What to produce | Starting from the top of the material, restate each line exactly until the line that contains "h-[2560px] flex flex-col", which is also copied. Pictures are excluded.

Information supplied |
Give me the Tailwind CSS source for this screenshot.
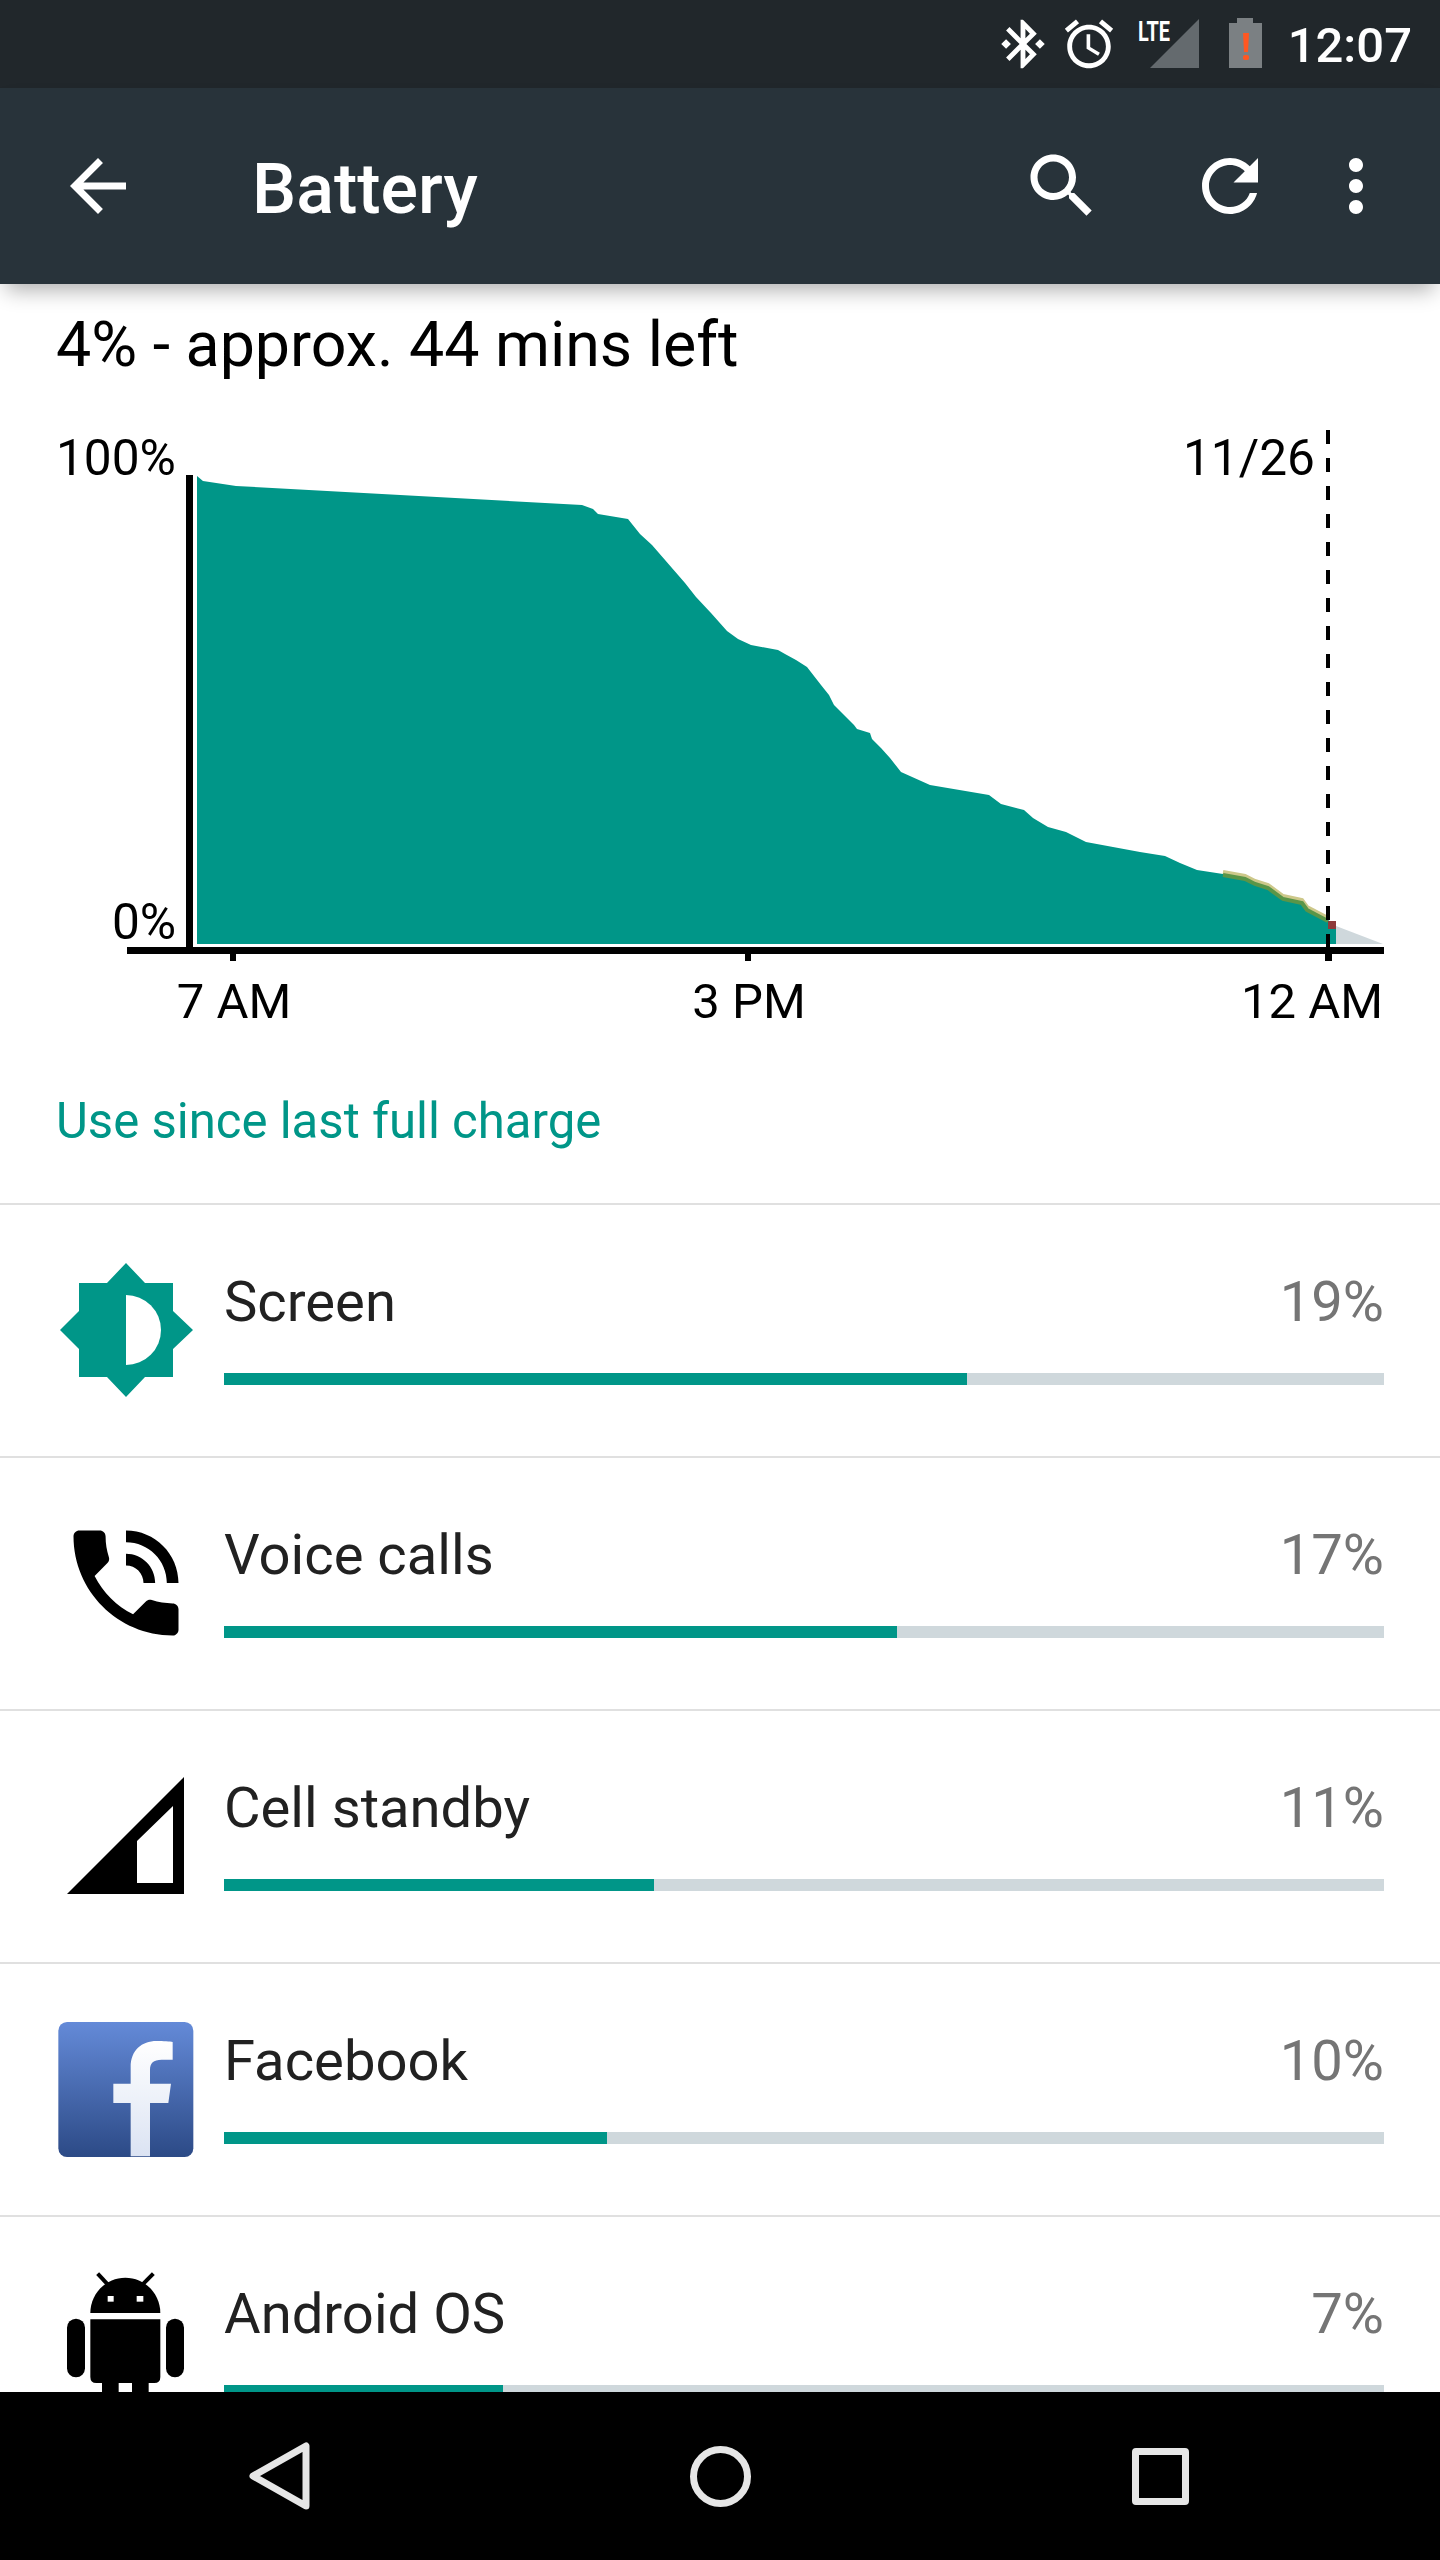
<!DOCTYPE html>
<html lang="en">
<head>
    <meta charset="UTF-8">
    <meta name="viewport" content="width=device-width, initial-scale=1.0">
    <title>Battery</title>
    <script src="https://cdn.jsdelivr.net/npm/@tailwindcss/browser@4"></script>
</head>
<body class="bg-white font-[Roboto,sans-serif]">
    <div class="w-[1440px] h-[2560px] flex flex-col overflow-hidden">

        <!-- status bar -->
        <div class="h-[88px] shrink-0 bg-[#21272b] relative">
            <svg class="absolute left-[994px] top-[15px] w-[58px] h-[58px]" viewBox="0 0 24 24" fill="#fff"><path d="M7 12l-2-2-2 2 2 2 2-2zm10.71-4.29L12 2h-1v7.59L6.41 5 5 6.41 10.59 12 5 17.59 6.41 19 11 14.41V22h1l5.71-5.71-4.3-4.29 4.3-4.29zM13 5.83l1.88 1.88L13 9.59V5.83zm1.88 10.46L13 18.17v-3.76l1.88 1.88zM19 10l-2 2 2 2 2-2-2-2z"/></svg>
            <svg class="absolute left-[1060px] top-[15px] w-[58px] h-[58px]" viewBox="0 0 24 24" fill="#fff"><path d="M22 5.72l-4.6-3.86-1.29 1.53 4.6 3.86L22 5.72zM7.88 3.39L6.6 1.86 2 5.71l1.29 1.53 4.59-3.85zM12.5 8H11v6l4.75 2.85.75-1.23-4-2.37V8zM12 4c-4.97 0-9 4.03-9 9s4.02 9 9 9c4.97 0 9-4.03 9-9s-4.03-9-9-9zm0 16c-3.87 0-7-3.13-7-7s3.13-7 7-7 7 3.13 7 7-3.13 7-7 7z"/></svg>
            <svg class="absolute left-[1130px] top-[10px] w-[140px] h-[70px]" viewBox="1130 10 140 70">
                <polygon points="1199,19 1199,68 1150,68" fill="#646a6e"/>
                <text x="1138" y="41" font-size="28" font-weight="700" fill="#fff" textLength="32" lengthAdjust="spacingAndGlyphs">LTE</text>
                <path d="M1237 18h16v5h9v45h-33V23h8z" fill="#7b8083"/>
                <path d="M1243 33h6l-1 19h-4z" fill="#ff5722"/>
                <rect x="1243" y="55" width="6" height="5" rx="2" fill="#ff5722"/>
            </svg>
            <span class="absolute right-[28px] top-[17px] text-[49px] leading-[58px] font-medium text-white">12:07</span>
        </div>

        <!-- app bar -->
        <div class="h-[196px] shrink-0 bg-[#28333a] flex items-center pl-[56px] pr-[42px] relative z-10 shadow-[0_12px_20px_-6px_rgba(0,0,0,0.32)]">
            <svg class="w-[84px] h-[84px]" viewBox="0 0 24 24" fill="#fff"><path d="M20 11H7.83l5.59-5.59L12 4l-8 8 8 8 1.41-1.41L7.83 13H20v-2z"/></svg>
            <h1 class="ml-[112px] mt-[6px] flex-1 text-[70px] font-medium text-white">Battery</h1>
            <svg class="w-[84px] h-[84px]" viewBox="0 0 24 24" fill="#fff"><path d="M15.5 14h-.79l-.28-.27C15.41 12.59 16 11.11 16 9.5 16 5.91 13.09 3 9.5 3S3 5.91 3 9.5 5.91 16 9.5 16c1.61 0 3.09-.59 4.23-1.57l.27.28v.79l5 4.99L20.49 19l-4.99-5zm-6 0C7.01 14 5 11.99 5 9.5S7.01 5 9.5 5 14 7.01 14 9.5 11.99 14 9.5 14z"/></svg>
            <svg class="ml-[84px] w-[84px] h-[84px]" viewBox="0 0 24 24" fill="#fff"><path d="M17.65 6.35C16.2 4.9 14.21 4 12 4c-4.42 0-7.99 3.58-7.99 8s3.57 8 7.99 8c3.73 0 6.84-2.55 7.73-6h-2.08c-.82 2.33-3.04 4-5.65 4-3.31 0-6-2.69-6-6s2.69-6 6-6c1.66 0 3.14.69 4.22 1.78L13 11h7V4l-2.35 2.35z"/></svg>
            <svg class="ml-[42px] w-[84px] h-[84px]" viewBox="0 0 24 24" fill="#fff"><path d="M12 8c1.1 0 2-.9 2-2s-.9-2-2-2-2 .9-2 2 .9 2 2 2zm0 2c-1.1 0-2 .9-2 2s.9 2 2 2 2-.9 2-2-.9-2-2-2zm0 6c-1.1 0-2 .9-2 2s.9 2 2 2 2-.9 2-2-.9-2-2-2z"/></svg>
        </div>

        <main class="flex-1 overflow-hidden">
            <div class="h-[146px] pt-[24px] px-[56px] text-[62.7px] leading-[73px] text-black">4% - approx. 44 mins left</div>

            <!-- chart, viewBox uses page coordinates -->
            <svg class="block w-[1440px] h-[610px]" viewBox="0 430 1440 610">
                <polygon points="1336,926 1383,944 1336,944" fill="#cfd8dc"/>
                <polygon fill="#009688" points="197,476 203,481 236,486 582,505 593,509 598,514 628,519 640,534 652,545 685,583 696,597 711,613 727,631 738,639 751,645 778,650 785,654 796,660 807,667 821,685 829,695 834,705 854,725 857,729 870,733 872,739 881,748 890,758 901,772 930,785 989,795 1001,804 1024,810 1033,818 1048,827 1066,832 1086,842 1140,852 1165,856 1180,863 1197,870 1223,874 1245,878 1255,883 1268,887 1283,898 1302,902 1307,909 1328,920 1336,926 1336,944 197,944"/>
                <polyline fill="none" stroke="#cdc88a" stroke-width="4" points="1223,872 1245,876 1255,881 1268,885 1283,896 1302,900 1307,907 1328,918"/>
                <polyline fill="none" stroke="#5a9548" stroke-width="4" points="1223,875 1245,879 1255,884 1268,888 1283,899 1302,903 1307,910 1328,921"/>
                <rect x="1328" y="921" width="8" height="8" fill="#8e3a3a"/>
                <rect x="186" y="475" width="7" height="473" fill="#000"/>
                <rect x="127" y="947" width="1257" height="7" fill="#000"/>
                <line x1="1328" y1="430" x2="1328" y2="948" stroke="#000" stroke-width="4" stroke-dasharray="14 14"/>
                <rect x="230" y="954" width="6" height="7" fill="#000"/>
                <rect x="745" y="954" width="6" height="7" fill="#000"/>
                <rect x="1325" y="954" width="7" height="7" fill="#000"/>
                <g font-size="49.6" fill="#000">
                    <text x="56" y="475">100%</text>
                    <text x="112" y="939">0%</text>
                    <text x="1183" y="475">11/26</text>
                </g>
                <g font-size="49" fill="#000">
                    <text x="234" y="1018" text-anchor="middle">7 AM</text>
                    <text x="749" y="1018" text-anchor="middle">3 PM</text>
                    <text x="1383" y="1018" text-anchor="end">12 AM</text>
                </g>
            </svg>

            <div class="h-[165px] pt-[50px] px-[56px] border-b-2 border-[#e0e0e0] text-[49.1px] leading-[62px] text-[#009688]">Use since last full charge</div>

            <!-- Screen -->
            <div class="h-[253px] border-b-2 border-[#e0e0e0] flex items-start pl-[56px] pr-[56px] pt-[55px]">
                <svg class="w-[140px] h-[140px] shrink-0" viewBox="0 0 140 140">
                    <polygon fill="#009688" points="70,3 89,23 117,23 117,51 137,70 117,89 117,117 89,117 70,137 51,117 23,117 23,89 4,70 23,51 23,23 51,23"/>
                    <path d="M70 35A35 35 0 0 1 70 105Z" fill="#fff"/>
                </svg>
                <div class="ml-[28px] flex-1 mt-[10px]">
                    <div class="flex justify-between text-[56.2px] leading-[64px]"><span class="text-[#212121]">Screen</span><span class="text-[#757575]">19%</span></div>
                    <div class="mt-[39px] h-[12px] bg-[#cfd8dc]"><div class="h-full w-[743px] bg-[#009688]"></div></div>
                </div>
            </div>

            <!-- Voice calls -->
            <div class="h-[253px] border-b-2 border-[#e0e0e0] flex items-start pl-[56px] pr-[56px] pt-[55px]">
                <svg class="w-[140px] h-[140px] shrink-0" viewBox="0 0 24 24" fill="#000"><path d="M20 15.5c-1.25 0-2.45-.2-3.57-.57-.35-.11-.74-.03-1.02.24l-2.2 2.2c-2.83-1.44-5.15-3.75-6.59-6.59l2.2-2.21c.28-.26.36-.65.25-1-.37-1.12-.57-2.32-.57-3.57 0-.55-.45-1-1-1H4c-.55 0-1 .45-1 1 0 9.39 7.61 17 17 17 .55 0 1-.45 1-1V16.5c0-.55-.45-1-1-1zM19 12h2c0-4.97-4.03-9-9-9v2c3.87 0 7 3.13 7 7zm-4 0h2c0-2.76-2.24-5-5-5v2c1.66 0 3 1.34 3 3z"/></svg>
                <div class="ml-[28px] flex-1 mt-[10px]">
                    <div class="flex justify-between text-[56.2px] leading-[64px]"><span class="text-[#212121]">Voice calls</span><span class="text-[#757575]">17%</span></div>
                    <div class="mt-[39px] h-[12px] bg-[#cfd8dc]"><div class="h-full w-[673px] bg-[#009688]"></div></div>
                </div>
            </div>

            <!-- Cell standby -->
            <div class="h-[253px] border-b-2 border-[#e0e0e0] flex items-start pl-[56px] pr-[56px] pt-[55px]">
                <svg class="w-[140px] h-[140px] shrink-0" viewBox="0 0 140 140">
                    <path fill="#000" fill-rule="evenodd" d="M128 11V128H11ZM117 117H81V75L117 40Z"/>
                </svg>
                <div class="ml-[28px] flex-1 mt-[10px]">
                    <div class="flex justify-between text-[56.2px] leading-[64px]"><span class="text-[#212121]">Cell standby</span><span class="text-[#757575]">11%</span></div>
                    <div class="mt-[39px] h-[12px] bg-[#cfd8dc]"><div class="h-full w-[430px] bg-[#009688]"></div></div>
                </div>
            </div>

            <!-- Facebook -->
            <div class="h-[253px] border-b-2 border-[#e0e0e0] flex items-start pl-[56px] pr-[56px] pt-[55px]">
                <svg class="w-[140px] h-[140px] shrink-0" viewBox="149 188 420 420">
                    <defs>
                        <linearGradient id="fb-bg" x1="0" y1="0" x2="0" y2="1"><stop offset="0" stop-color="#648ad8"/><stop offset="1" stop-color="#2c4a86"/></linearGradient>
                        <linearGradient id="fb-f" x1="0" y1="0" x2="0" y2="1"><stop offset="0" stop-color="#ffffff"/><stop offset="1" stop-color="#dbe3f3"/></linearGradient>
                    </defs>
                    <rect x="156" y="197" width="405" height="405" rx="26" fill="url(#fb-bg)"/>
                    <path fill="url(#fb-f)" d="M373 600V440H321V382H373V332C373 282 406 254 451 254C471 254 491 255 499 257V310H466C441 310 431 320 431 340V382H494L486 440H431V600Z"/>
                </svg>
                <div class="ml-[28px] flex-1 mt-[10px]">
                    <div class="flex justify-between text-[56.2px] leading-[64px]"><span class="text-[#212121]">Facebook</span><span class="text-[#757575]">10%</span></div>
                    <div class="mt-[39px] h-[12px] bg-[#cfd8dc]"><div class="h-full w-[383px] bg-[#009688]"></div></div>
                </div>
            </div>

            <!-- Android OS, cut off by the nav bar -->
            <div class="h-[253px] flex items-start pl-[56px] pr-[56px] pt-[55px]">
                <svg class="w-[140px] h-[140px] shrink-0" viewBox="170 965 420 420" fill="#000">
                    <path d="M273 1088C273 1030 320 982 378 982C436 982 483 1030 483 1088Z"/>
                    <line x1="295" y1="970" x2="325" y2="1002" stroke="#000" stroke-width="12"/>
                    <line x1="462" y1="970" x2="430" y2="1002" stroke="#000" stroke-width="12"/>
                    <rect x="325" y="1037" width="18" height="17" fill="#fff"/>
                    <rect x="412" y="1037" width="20" height="17" fill="#fff"/>
                    <path d="M273 1107H483V1280Q483 1298 465 1298H448V1385H398V1298H358V1385H308V1298H291Q273 1298 273 1280Z"/>
                    <rect x="203" y="1105" width="54" height="176" rx="27"/>
                    <rect x="500" y="1105" width="54" height="176" rx="27"/>
                </svg>
                <div class="ml-[28px] flex-1 mt-[10px]">
                    <div class="flex justify-between text-[56.2px] leading-[64px]"><span class="text-[#212121]">Android OS</span><span class="text-[#757575]">7%</span></div>
                    <div class="mt-[39px] h-[12px] bg-[#cfd8dc]"><div class="h-full w-[279px] bg-[#009688]"></div></div>
                </div>
            </div>
        </main>

        <!-- nav bar -->
        <div class="h-[168px] shrink-0 bg-black flex items-center justify-center">
            <div class="w-[440px] flex justify-center">
                <svg class="w-[70px] h-[70px]" viewBox="0 0 70 70" fill="none" stroke="#e6e6e6" stroke-width="7" stroke-linejoin="round"><path d="M61 5V65L8 35Z"/></svg>
            </div>
            <div class="w-[440px] flex justify-center">
                <div class="w-[61px] h-[61px] rounded-full border-[7px] border-[#e6e6e6]"></div>
            </div>
            <div class="w-[440px] flex justify-center">
                <div class="w-[57px] h-[57px] rounded-[4px] border-[7px] border-[#e6e6e6]"></div>
            </div>
        </div>
    </div>
</body>
</html>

Task solution |
Give me the Tailwind CSS source for this screenshot.
<!DOCTYPE html>
<html lang="en">
<head>
    <meta charset="UTF-8">
    <meta name="viewport" content="width=device-width, initial-scale=1.0">
    <title>Battery</title>
    <script src="https://cdn.jsdelivr.net/npm/@tailwindcss/browser@4"></script>
</head>
<body class="bg-white font-[Roboto,sans-serif]">
    <div class="w-[1440px] h-[2560px] flex flex-col overflow-hidden">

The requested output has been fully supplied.